You're eligible to file for Social Security as early as age 62, but if you do, your benefits will be permanently reduced by at least 25 percent. Waiting until full retirement age -- 66 for most baby boomers -- means you'll receive 100 percent of the benefits you've earned. And if you continue to postpone filing for benefits after you reach full retirement age, your payouts will grow by 8 percent a year until you reach age 70.
That, combined with cost-of-living adjustments in most years, is a return you're unlikely to get anywhere else.

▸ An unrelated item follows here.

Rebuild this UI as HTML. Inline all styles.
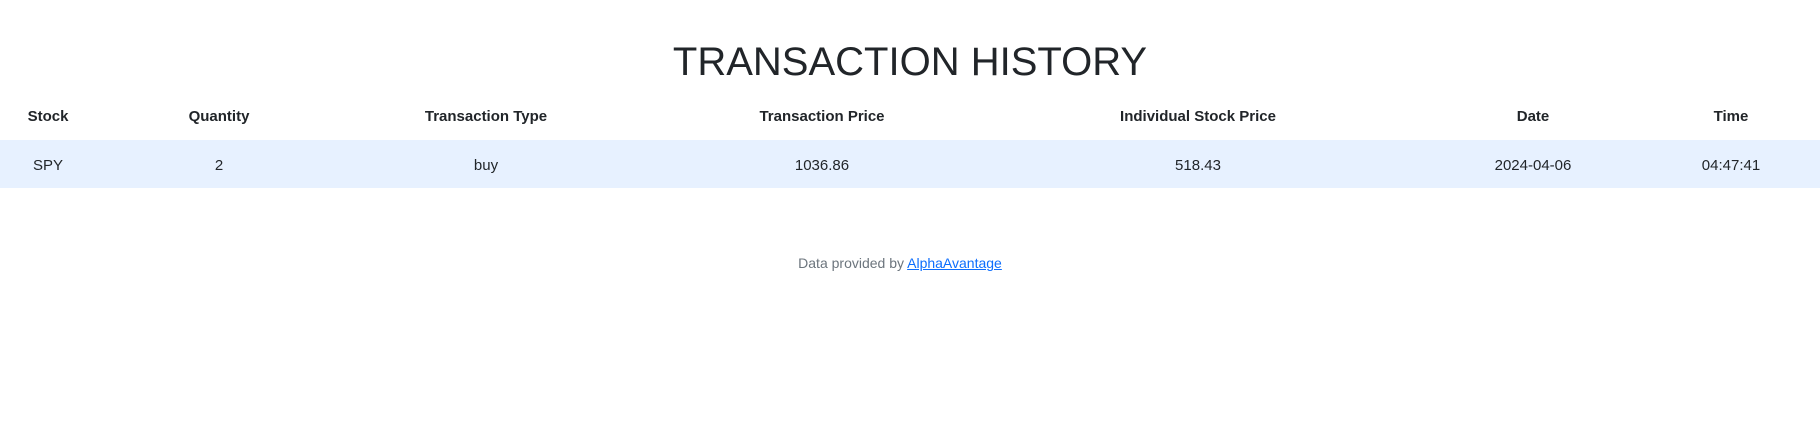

Yet nearly 60 percent of retirees claim benefits before age 66, and about one-third of those retirees claim benefits at 62.
Figuring out when to file for Social Security usually comes down to a question that's nearly impossible to answer: How long will you live?
Retirees who wait until full retirement age or later will receive fewer checks over their lifetime, but the checks will be for larger amounts. The longer you live, the more delaying pays off.
The age at which you come out ahead by postponing benefits is known as your break-even age. For example, a 62-year-old top wage earner would come out ahead by filing at 66 as long as he lives past age 77. If he delays filing for benefits until age 70, he would need to live past age 80 to break even. That's below the average life expectancy (84 for men and nearly 87 for women who attain the age of 65), but if you don't expect to live that long, there's no point in postponing your benefits.
However, if your grandmother celebrated her 100th birthday by playing a few rounds of golf, and you're fit and healthy, you're probably better off waiting until at least full retirement age -- or, better yet, age 70 -- to file your claim.
If you're married, there's another factor to consider: survivor benefits. For example, if you're the higher earner and you die first, your spouse will be able to take over your benefits. Delaying benefits will boost the monthly benefit your spouse will receive after you're gone.
Some retirees remain convinced that they can come out ahead by filing at 62 and investing their benefits. That way, they argue, they won't leave money on the table if they die before their break-even age. This strategy also appeals to retirees who fear that a shortfall in the Social Security trust fund will force the government to cut future benefits.
But in order to beat the guaranteed return you would get by delaying benefits (plus cost-of-living increases), you'd need to invest most of your benefits in stocks, financial planners say. That could work out in your favor -- but if the market turns bearish, you won't have years to recover your losses, says Gifford Lehman, a certified financial planner in Monterey, Calif.